Rahman told StarBiz that Felcra expected its strategic investment plans in upstream and downstream activities to help place it in the same league as its GLC counterparts over the next five years.  

 
Datuk Abdul Rahman Daud
On the overseas front, Rahman said: “We are looking at Indonesia, particularly Sumatra, for downstream activities in the oil palm processing and milling activities”.

Felcra's maiden foray overseas was via its joint venture with a Sumatran co-operative body and another private Malaysian company to set up RM30mil palm oil mill.

“We plan to start with a mill and perhaps acquire more plantations in Sumatra,” he said.

He added that for economies of scale, the group would need at least 10,000ha to 12,000ha planted oil palm plantation to justify the need for a 60-tonne-per hour mill.

Closer to home, Rahman said Felcra was seriously looking at collaborating with a technology provider interested to venture into a biodiesel project with an Australian group.

“We are looking at setting up a small scale biodiesel plant producing about 50,000 tonnes annually,” he said.

Rahman added that the plant would be built next to Felda's existing oil palm mill. He declined to reveal the location.

“Our cost to set up this biodiesel plant is not too high as we already have the feedstock and the facility,” he said.

To date, Felcra has seven palm oil mills producing about 200,000 tonnes of CPO per year. 

A new mill is being built in Samarahan, Sarawak, while another is in the pipeline in Marang, Trengganu, Rahman said.

Felcra, formerly the Federal Land Cooperative and Rehabilitation Agency, was set up as a Government agency in 1966. 

The Government corporatised Felcra in 1997, signifying its major switch from a Government agency to Government-owned company.

“We are a plantation GLC with a difference, unlike GHope and Guthrie,” said Rahman. 

He said Felcra had a dual-function - it had the social obligation towards its 90,000 members, which it terms as “participants”, and must manage itself as a “well-oiled” corporate entity.

“In Felda, their members are called settlers because farmers are brought into Felda schemes and re-settled.  

 
“In Felcra, these farmers came to participate in our rural development rehabilitation programmes,” Rahman explained.
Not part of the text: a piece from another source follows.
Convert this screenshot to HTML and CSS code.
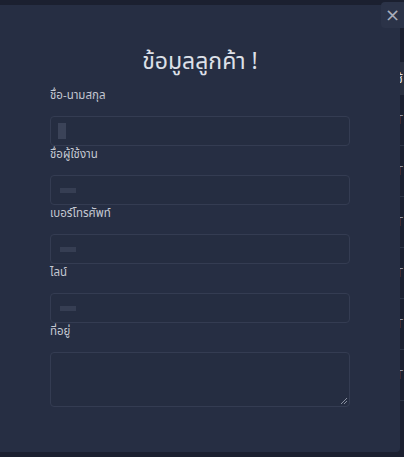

Since becoming a corporate body, Felcra had been invited to invest or set up joint ventures with foreigners seeking to tap its expertise in oil palm plantations and help rehabilitate the rural areas of Colombia, Myanmar and Cambodia. 

Rahman said Felcra was working hard to improve on its revenue growth annually. 

“Our revenue has been growing at not less than 10% per year over the past five years,” he added. 

Last year, Felcra's group revenue stood at RM1bil. 

“We are targeting for a turnover of RM1.2bil for the current financial year ending Dec 31.

“Plantations remain our major contributor and this will continue to grow with the opening of more areas for oil palm cultivation and the setting up of new mills, locally and overseas, in the near future,” Rahman said.

He said Felcra had consistently distributed dividend amounting to RM200mil to its members over the past three years. 

“We look forward to maintaining this performance, especially if the crude palm oil (CPO) and rubber prices remain stable this year,” he added.

Rahman said Felcra was most comfortable with an average CPO price of RM1,400 per tonne, as the group's cost of production was RM600 to RM700 per tonne.

In total, Felcra has 135,000ha planted with oil palm and 48,000ha with rubber.

“Despite the smaller rubber hectarage, both rubber and palm oil contributed the same amount of revenue in the first two months of this year,” he added.